Having finally finished painting the Native Americans, we decided to have a game of Sharp Practice to try them out. K. played the Union defenders, with four groups from 2ndRegiment, Indian Home Guard (irregular skirmishers) and two groups of 1stKansas Colored Infantry (regular line infantry). I played the Confederates and got 4 groups of Cherokees (irregular skirmishers), one group of cavalry and one small mountain howitzer.
To make it more interesting, there were two objectives and I randomly drew one of them. K. wouldn’t know which I had. Turned out I had to steal the horses!
I also had a moveable secondary deployment point, which I cunningly positioned in the woods to the left, near the house where the second objective was located. For the first couple of turns, I had very bad cards and was unable to deploy my troops. K. meanwhile put most of her skirmishers to cover the house and keep my moveable DP in check. Fortunately, that was what I wanted. As my cards were so bad, I didn’t move my secondary DP but deployed the skirmishers as soon as I could.
At first, I thought I could maybe get this done with swiftly and moved them toward the paddock. However, K. immediately reacted and moved her skirmishers to cover the approaches. She had quite an impressive defensive line so for the next turns, I manoeuvred around, probing her line and trying to find a weak spot. However, she countered each time by shuffling her nimble skirmishers around. At least the effect was to totally confuse her about my objective.
Finally, I decided to go for the flank and moved most of my skirmishers to the far left. When they went out of the woods, the ball finally opened and bullets started to fly.
Meanwhile, I had deployed my cavalry from my main DP and had them canter on the right towards K.’s regulars, which covered the paddock. I also had kept back one group of skirmishers, which was positioned in the middle, ready to dart forward and grab the horses.

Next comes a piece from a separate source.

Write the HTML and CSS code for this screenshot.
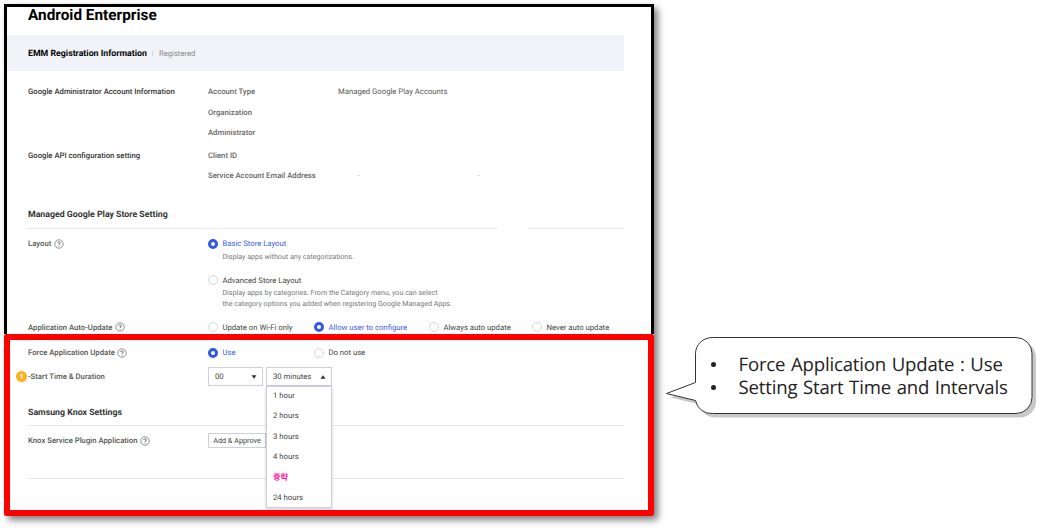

Unfortunately, my flanking groups got themselves into trouble by moving a bit too much forward. K., playing her Indians aggressively, immediately charged them into the flank, with the result that they were driven back. She also brought a lot of muskets to bear unto my braves. I knew I wouldn’t stand this too long, so I wanted to get the job done while this firefight occupied the bulk of her troops.
The threat of my cavalry made K. a bit panicky and she dissolved her line to avoid being hit in the flank. For unknown reasons she also had one group retreat into the field behind the paddock (she later said that this was her one big mistake). Surprisingly, my cavalry made a successful charge and drove the Union infantry back.
At the same time, my reserve skirmishers ran into the paddock and started to capture the horses.
K. was hard pressed now. Fortunately, the infantry which had retreated into the field decided to take matters into their own hands. A random event caused them to charge forward and hit my troopers in the flank! Surprised by such impudence, the cavalry broke and was for all purposes out of the game. This gave K. the space to press the horse-thieves, which she did relentlessly. After weakening them by musketry, she charged and broke them. With my Force Morale down to 2 and any chance at getting the horses gone, I conceded defeat.
Another fun and very close game of Sharp Practice! The Indians worked well, I might modify the characteristics a bit but generally, they are fun to play – fast and nimble, but as soon as they take casualties, they don’t last long. I couldn’t really use my moveable DP and I certainly didn’t develop the potential of the mountain howitzer – after dragging it unto the hill, it was parked there for most of the game and, due to the difficult terrain, could only get one or two shots off. Perhaps I should have taken more risks with what is essentially a highly mobile piece of artillery. My cavalry performed well and exploited K.’s single error; however, she was quick to recover and, as I had no reserve, could attack and break the horse thieves with impunity.
As always with Sharp Practice, there were some great stories developing. Of special notice was Union Sgt. Big Beaver, who was the driving force on K.’s right flank and, although most of his men became casualties, survived the affair with a wound. Undoubtedly, he will show it off to his grand-children long after the war, as the centrepiece of a long and dramatic story about how, one day in 1863, he single-handedly fought off a Confederate raiding party intent on stealing a herd of horses.